— BEGIN Dataset —

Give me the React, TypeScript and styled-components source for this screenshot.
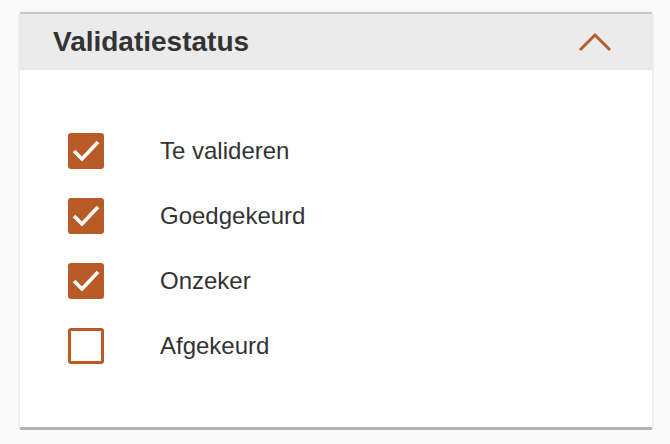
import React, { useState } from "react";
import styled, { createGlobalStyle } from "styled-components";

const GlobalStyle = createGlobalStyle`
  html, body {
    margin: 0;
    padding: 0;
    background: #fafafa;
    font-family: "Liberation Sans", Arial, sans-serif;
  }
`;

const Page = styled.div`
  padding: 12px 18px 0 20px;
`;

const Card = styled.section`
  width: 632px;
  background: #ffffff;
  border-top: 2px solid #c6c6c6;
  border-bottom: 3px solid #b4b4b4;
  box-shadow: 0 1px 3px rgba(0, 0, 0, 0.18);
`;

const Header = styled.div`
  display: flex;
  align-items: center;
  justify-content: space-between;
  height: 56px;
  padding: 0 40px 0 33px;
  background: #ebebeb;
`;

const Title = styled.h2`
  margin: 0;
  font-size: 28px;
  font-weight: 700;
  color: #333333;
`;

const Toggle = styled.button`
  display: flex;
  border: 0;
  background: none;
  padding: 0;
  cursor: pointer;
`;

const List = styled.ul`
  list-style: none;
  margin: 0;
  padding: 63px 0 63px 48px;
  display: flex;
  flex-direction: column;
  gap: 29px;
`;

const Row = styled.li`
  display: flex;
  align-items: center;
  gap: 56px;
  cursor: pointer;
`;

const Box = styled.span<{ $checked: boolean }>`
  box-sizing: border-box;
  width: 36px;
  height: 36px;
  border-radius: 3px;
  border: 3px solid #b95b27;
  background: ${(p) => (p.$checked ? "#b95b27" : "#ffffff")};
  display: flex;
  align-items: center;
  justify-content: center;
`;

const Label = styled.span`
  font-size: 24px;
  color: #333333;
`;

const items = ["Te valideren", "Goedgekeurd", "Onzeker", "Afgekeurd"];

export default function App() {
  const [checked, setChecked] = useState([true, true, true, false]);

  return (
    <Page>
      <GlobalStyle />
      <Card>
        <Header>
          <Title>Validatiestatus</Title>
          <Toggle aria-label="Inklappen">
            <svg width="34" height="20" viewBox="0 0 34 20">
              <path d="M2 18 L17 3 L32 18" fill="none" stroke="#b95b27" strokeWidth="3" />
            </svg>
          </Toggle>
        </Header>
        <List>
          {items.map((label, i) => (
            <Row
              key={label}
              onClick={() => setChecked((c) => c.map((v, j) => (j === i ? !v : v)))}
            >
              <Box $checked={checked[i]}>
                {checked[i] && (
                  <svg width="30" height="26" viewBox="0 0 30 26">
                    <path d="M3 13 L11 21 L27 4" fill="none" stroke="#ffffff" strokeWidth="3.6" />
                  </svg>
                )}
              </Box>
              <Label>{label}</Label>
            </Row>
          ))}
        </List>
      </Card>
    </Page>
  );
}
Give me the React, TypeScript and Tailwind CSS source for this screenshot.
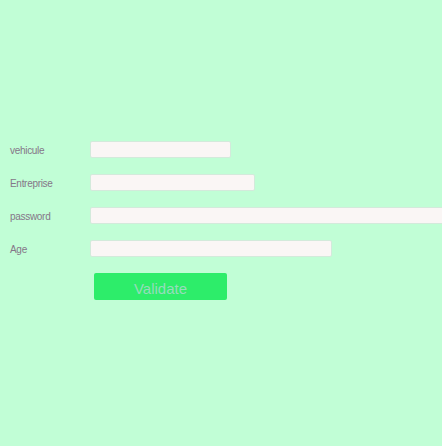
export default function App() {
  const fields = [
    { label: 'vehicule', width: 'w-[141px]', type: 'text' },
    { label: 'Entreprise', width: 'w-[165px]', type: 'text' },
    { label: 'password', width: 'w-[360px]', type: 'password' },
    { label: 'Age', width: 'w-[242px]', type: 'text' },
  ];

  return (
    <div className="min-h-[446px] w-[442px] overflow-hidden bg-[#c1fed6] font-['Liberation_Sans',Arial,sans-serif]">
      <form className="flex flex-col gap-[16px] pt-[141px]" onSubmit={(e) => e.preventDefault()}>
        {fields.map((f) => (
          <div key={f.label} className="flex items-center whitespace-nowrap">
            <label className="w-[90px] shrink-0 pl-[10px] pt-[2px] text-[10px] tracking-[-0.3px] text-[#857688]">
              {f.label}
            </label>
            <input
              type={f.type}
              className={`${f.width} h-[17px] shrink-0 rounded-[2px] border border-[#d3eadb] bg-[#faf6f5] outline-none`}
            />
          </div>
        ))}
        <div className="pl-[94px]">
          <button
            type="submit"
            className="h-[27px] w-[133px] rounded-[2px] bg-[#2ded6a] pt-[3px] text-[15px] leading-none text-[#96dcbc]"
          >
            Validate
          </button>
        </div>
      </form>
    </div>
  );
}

— END Dataset —

→ Written problem
Transcribe each line above verbatim, with the pictures left out.

→ Output of the exercise
Give me the React, TypeScript and styled-components source for this screenshot.
import React, { useState } from "react";
import styled, { createGlobalStyle } from "styled-components";

const GlobalStyle = createGlobalStyle`
  html, body {
    margin: 0;
    padding: 0;
    background: #fafafa;
    font-family: "Liberation Sans", Arial, sans-serif;
  }
`;

const Page = styled.div`
  padding: 12px 18px 0 20px;
`;

const Card = styled.section`
  width: 632px;
  background: #ffffff;
  border-top: 2px solid #c6c6c6;
  border-bottom: 3px solid #b4b4b4;
  box-shadow: 0 1px 3px rgba(0, 0, 0, 0.18);
`;

const Header = styled.div`
  display: flex;
  align-items: center;
  justify-content: space-between;
  height: 56px;
  padding: 0 40px 0 33px;
  background: #ebebeb;
`;

const Title = styled.h2`
  margin: 0;
  font-size: 28px;
  font-weight: 700;
  color: #333333;
`;

const Toggle = styled.button`
  display: flex;
  border: 0;
  background: none;
  padding: 0;
  cursor: pointer;
`;

const List = styled.ul`
  list-style: none;
  margin: 0;
  padding: 63px 0 63px 48px;
  display: flex;
  flex-direction: column;
  gap: 29px;
`;

const Row = styled.li`
  display: flex;
  align-items: center;
  gap: 56px;
  cursor: pointer;
`;

const Box = styled.span<{ $checked: boolean }>`
  box-sizing: border-box;
  width: 36px;
  height: 36px;
  border-radius: 3px;
  border: 3px solid #b95b27;
  background: ${(p) => (p.$checked ? "#b95b27" : "#ffffff")};
  display: flex;
  align-items: center;
  justify-content: center;
`;

const Label = styled.span`
  font-size: 24px;
  color: #333333;
`;

const items = ["Te valideren", "Goedgekeurd", "Onzeker", "Afgekeurd"];

export default function App() {
  const [checked, setChecked] = useState([true, true, true, false]);

  return (
    <Page>
      <GlobalStyle />
      <Card>
        <Header>
          <Title>Validatiestatus</Title>
          <Toggle aria-label="Inklappen">
            <svg width="34" height="20" viewBox="0 0 34 20">
              <path d="M2 18 L17 3 L32 18" fill="none" stroke="#b95b27" strokeWidth="3" />
            </svg>
          </Toggle>
        </Header>
        <List>
          {items.map((label, i) => (
            <Row
              key={label}
              onClick={() => setChecked((c) => c.map((v, j) => (j === i ? !v : v)))}
            >
              <Box $checked={checked[i]}>
                {checked[i] && (
                  <svg width="30" height="26" viewBox="0 0 30 26">
                    <path d="M3 13 L11 21 L27 4" fill="none" stroke="#ffffff" strokeWidth="3.6" />
                  </svg>
                )}
              </Box>
              <Label>{label}</Label>
            </Row>
          ))}
        </List>
      </Card>
    </Page>
  );
}
Give me the React, TypeScript and Tailwind CSS source for this screenshot.
export default function App() {
  const fields = [
    { label: 'vehicule', width: 'w-[141px]', type: 'text' },
    { label: 'Entreprise', width: 'w-[165px]', type: 'text' },
    { label: 'password', width: 'w-[360px]', type: 'password' },
    { label: 'Age', width: 'w-[242px]', type: 'text' },
  ];

  return (
    <div className="min-h-[446px] w-[442px] overflow-hidden bg-[#c1fed6] font-['Liberation_Sans',Arial,sans-serif]">
      <form className="flex flex-col gap-[16px] pt-[141px]" onSubmit={(e) => e.preventDefault()}>
        {fields.map((f) => (
          <div key={f.label} className="flex items-center whitespace-nowrap">
            <label className="w-[90px] shrink-0 pl-[10px] pt-[2px] text-[10px] tracking-[-0.3px] text-[#857688]">
              {f.label}
            </label>
            <input
              type={f.type}
              className={`${f.width} h-[17px] shrink-0 rounded-[2px] border border-[#d3eadb] bg-[#faf6f5] outline-none`}
            />
          </div>
        ))}
        <div className="pl-[94px]">
          <button
            type="submit"
            className="h-[27px] w-[133px] rounded-[2px] bg-[#2ded6a] pt-[3px] text-[15px] leading-none text-[#96dcbc]"
          >
            Validate
          </button>
        </div>
      </form>
    </div>
  );
}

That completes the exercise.